GIVEN PROBLEM |
Leave out any picture and return the remaining listing below exactly as given.

SOURCE MATERIAL |

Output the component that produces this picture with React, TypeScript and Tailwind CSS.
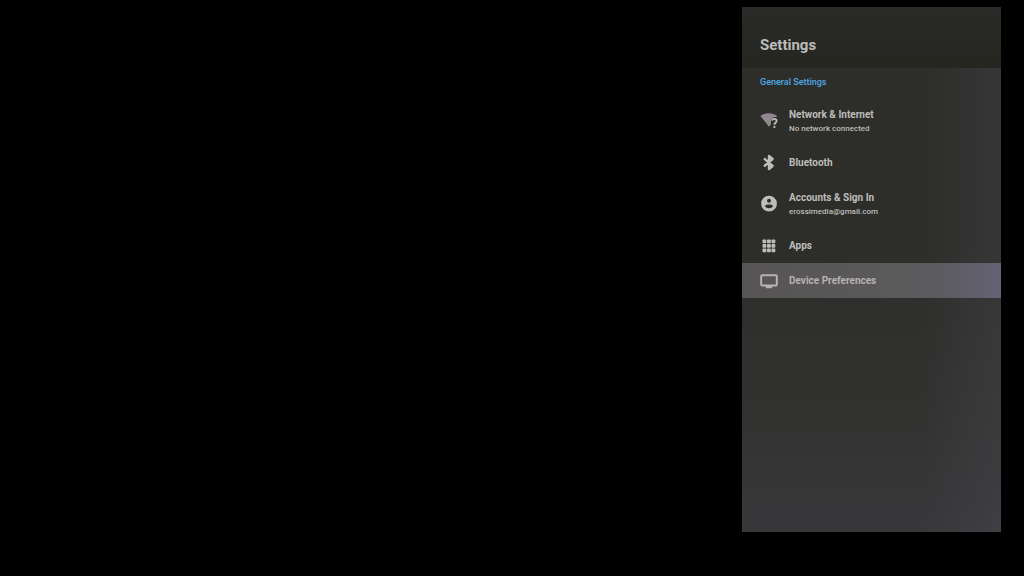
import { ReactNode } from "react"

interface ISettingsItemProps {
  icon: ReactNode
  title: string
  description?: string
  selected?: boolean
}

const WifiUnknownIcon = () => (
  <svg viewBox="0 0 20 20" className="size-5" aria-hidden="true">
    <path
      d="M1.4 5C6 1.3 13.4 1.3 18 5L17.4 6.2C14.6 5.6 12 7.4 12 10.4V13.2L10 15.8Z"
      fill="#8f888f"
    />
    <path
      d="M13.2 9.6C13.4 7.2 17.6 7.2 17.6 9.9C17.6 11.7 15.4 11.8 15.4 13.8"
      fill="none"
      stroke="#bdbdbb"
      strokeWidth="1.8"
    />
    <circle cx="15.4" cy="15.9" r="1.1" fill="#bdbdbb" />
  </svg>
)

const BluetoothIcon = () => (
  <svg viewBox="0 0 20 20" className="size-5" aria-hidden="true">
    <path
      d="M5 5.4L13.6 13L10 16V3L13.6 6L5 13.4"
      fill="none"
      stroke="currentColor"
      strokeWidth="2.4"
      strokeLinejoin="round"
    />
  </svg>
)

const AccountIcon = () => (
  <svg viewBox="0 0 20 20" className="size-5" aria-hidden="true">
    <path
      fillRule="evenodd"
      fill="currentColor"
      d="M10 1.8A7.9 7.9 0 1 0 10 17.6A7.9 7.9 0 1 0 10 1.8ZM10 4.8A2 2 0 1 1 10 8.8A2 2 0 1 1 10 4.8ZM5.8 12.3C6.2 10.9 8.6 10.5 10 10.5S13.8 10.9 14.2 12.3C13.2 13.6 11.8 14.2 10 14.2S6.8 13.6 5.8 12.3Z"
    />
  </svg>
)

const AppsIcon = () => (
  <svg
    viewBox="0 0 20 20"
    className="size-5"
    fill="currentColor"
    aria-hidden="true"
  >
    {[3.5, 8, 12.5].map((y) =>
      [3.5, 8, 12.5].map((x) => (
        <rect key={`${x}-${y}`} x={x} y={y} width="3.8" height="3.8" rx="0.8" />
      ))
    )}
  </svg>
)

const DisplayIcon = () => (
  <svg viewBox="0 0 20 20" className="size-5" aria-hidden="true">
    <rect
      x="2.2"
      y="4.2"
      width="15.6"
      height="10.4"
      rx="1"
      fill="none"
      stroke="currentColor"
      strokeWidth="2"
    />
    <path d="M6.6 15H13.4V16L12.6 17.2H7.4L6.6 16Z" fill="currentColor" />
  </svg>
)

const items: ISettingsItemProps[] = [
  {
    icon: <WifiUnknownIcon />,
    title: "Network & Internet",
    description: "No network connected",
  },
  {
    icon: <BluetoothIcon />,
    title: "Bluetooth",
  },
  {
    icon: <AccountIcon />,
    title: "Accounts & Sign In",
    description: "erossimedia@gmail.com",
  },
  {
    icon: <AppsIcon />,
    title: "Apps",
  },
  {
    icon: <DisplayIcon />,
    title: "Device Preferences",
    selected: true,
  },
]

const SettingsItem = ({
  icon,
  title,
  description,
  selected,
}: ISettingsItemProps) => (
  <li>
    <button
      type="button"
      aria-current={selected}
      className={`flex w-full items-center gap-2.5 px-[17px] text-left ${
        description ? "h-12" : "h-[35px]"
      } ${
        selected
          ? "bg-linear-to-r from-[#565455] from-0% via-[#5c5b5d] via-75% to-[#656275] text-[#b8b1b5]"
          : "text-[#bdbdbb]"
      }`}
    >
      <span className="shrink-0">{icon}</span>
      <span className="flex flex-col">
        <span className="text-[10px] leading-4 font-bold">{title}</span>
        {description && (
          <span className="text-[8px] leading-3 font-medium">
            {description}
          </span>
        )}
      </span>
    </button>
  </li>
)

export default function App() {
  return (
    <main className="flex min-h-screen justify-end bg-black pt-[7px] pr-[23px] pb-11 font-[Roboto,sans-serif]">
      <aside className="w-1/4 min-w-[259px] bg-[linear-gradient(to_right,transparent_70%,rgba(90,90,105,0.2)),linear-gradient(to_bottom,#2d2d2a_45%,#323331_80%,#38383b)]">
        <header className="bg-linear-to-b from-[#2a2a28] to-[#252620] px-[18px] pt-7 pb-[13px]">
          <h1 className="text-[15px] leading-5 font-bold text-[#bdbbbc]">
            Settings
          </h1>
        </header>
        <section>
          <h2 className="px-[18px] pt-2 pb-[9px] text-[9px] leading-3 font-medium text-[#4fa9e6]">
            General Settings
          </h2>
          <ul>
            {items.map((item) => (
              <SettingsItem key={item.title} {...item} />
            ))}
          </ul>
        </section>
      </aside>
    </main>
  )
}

SOLUTION TO THIS TASK |
Output the component that produces this picture with React, TypeScript and Tailwind CSS.
import { ReactNode } from "react"

interface ISettingsItemProps {
  icon: ReactNode
  title: string
  description?: string
  selected?: boolean
}

const WifiUnknownIcon = () => (
  <svg viewBox="0 0 20 20" className="size-5" aria-hidden="true">
    <path
      d="M1.4 5C6 1.3 13.4 1.3 18 5L17.4 6.2C14.6 5.6 12 7.4 12 10.4V13.2L10 15.8Z"
      fill="#8f888f"
    />
    <path
      d="M13.2 9.6C13.4 7.2 17.6 7.2 17.6 9.9C17.6 11.7 15.4 11.8 15.4 13.8"
      fill="none"
      stroke="#bdbdbb"
      strokeWidth="1.8"
    />
    <circle cx="15.4" cy="15.9" r="1.1" fill="#bdbdbb" />
  </svg>
)

const BluetoothIcon = () => (
  <svg viewBox="0 0 20 20" className="size-5" aria-hidden="true">
    <path
      d="M5 5.4L13.6 13L10 16V3L13.6 6L5 13.4"
      fill="none"
      stroke="currentColor"
      strokeWidth="2.4"
      strokeLinejoin="round"
    />
  </svg>
)

const AccountIcon = () => (
  <svg viewBox="0 0 20 20" className="size-5" aria-hidden="true">
    <path
      fillRule="evenodd"
      fill="currentColor"
      d="M10 1.8A7.9 7.9 0 1 0 10 17.6A7.9 7.9 0 1 0 10 1.8ZM10 4.8A2 2 0 1 1 10 8.8A2 2 0 1 1 10 4.8ZM5.8 12.3C6.2 10.9 8.6 10.5 10 10.5S13.8 10.9 14.2 12.3C13.2 13.6 11.8 14.2 10 14.2S6.8 13.6 5.8 12.3Z"
    />
  </svg>
)

const AppsIcon = () => (
  <svg
    viewBox="0 0 20 20"
    className="size-5"
    fill="currentColor"
    aria-hidden="true"
  >
    {[3.5, 8, 12.5].map((y) =>
      [3.5, 8, 12.5].map((x) => (
        <rect key={`${x}-${y}`} x={x} y={y} width="3.8" height="3.8" rx="0.8" />
      ))
    )}
  </svg>
)

const DisplayIcon = () => (
  <svg viewBox="0 0 20 20" className="size-5" aria-hidden="true">
    <rect
      x="2.2"
      y="4.2"
      width="15.6"
      height="10.4"
      rx="1"
      fill="none"
      stroke="currentColor"
      strokeWidth="2"
    />
    <path d="M6.6 15H13.4V16L12.6 17.2H7.4L6.6 16Z" fill="currentColor" />
  </svg>
)

const items: ISettingsItemProps[] = [
  {
    icon: <WifiUnknownIcon />,
    title: "Network & Internet",
    description: "No network connected",
  },
  {
    icon: <BluetoothIcon />,
    title: "Bluetooth",
  },
  {
    icon: <AccountIcon />,
    title: "Accounts & Sign In",
    description: "erossimedia@gmail.com",
  },
  {
    icon: <AppsIcon />,
    title: "Apps",
  },
  {
    icon: <DisplayIcon />,
    title: "Device Preferences",
    selected: true,
  },
]

const SettingsItem = ({
  icon,
  title,
  description,
  selected,
}: ISettingsItemProps) => (
  <li>
    <button
      type="button"
      aria-current={selected}
      className={`flex w-full items-center gap-2.5 px-[17px] text-left ${
        description ? "h-12" : "h-[35px]"
      } ${
        selected
          ? "bg-linear-to-r from-[#565455] from-0% via-[#5c5b5d] via-75% to-[#656275] text-[#b8b1b5]"
          : "text-[#bdbdbb]"
      }`}
    >
      <span className="shrink-0">{icon}</span>
      <span className="flex flex-col">
        <span className="text-[10px] leading-4 font-bold">{title}</span>
        {description && (
          <span className="text-[8px] leading-3 font-medium">
            {description}
          </span>
        )}
      </span>
    </button>
  </li>
)

export default function App() {
  return (
    <main className="flex min-h-screen justify-end bg-black pt-[7px] pr-[23px] pb-11 font-[Roboto,sans-serif]">
      <aside className="w-1/4 min-w-[259px] bg-[linear-gradient(to_right,transparent_70%,rgba(90,90,105,0.2)),linear-gradient(to_bottom,#2d2d2a_45%,#323331_80%,#38383b)]">
        <header className="bg-linear-to-b from-[#2a2a28] to-[#252620] px-[18px] pt-7 pb-[13px]">
          <h1 className="text-[15px] leading-5 font-bold text-[#bdbbbc]">
            Settings
          </h1>
        </header>
        <section>
          <h2 className="px-[18px] pt-2 pb-[9px] text-[9px] leading-3 font-medium text-[#4fa9e6]">
            General Settings
          </h2>
          <ul>
            {items.map((item) => (
              <SettingsItem key={item.title} {...item} />
            ))}
          </ul>
        </section>
      </aside>
    </main>
  )
}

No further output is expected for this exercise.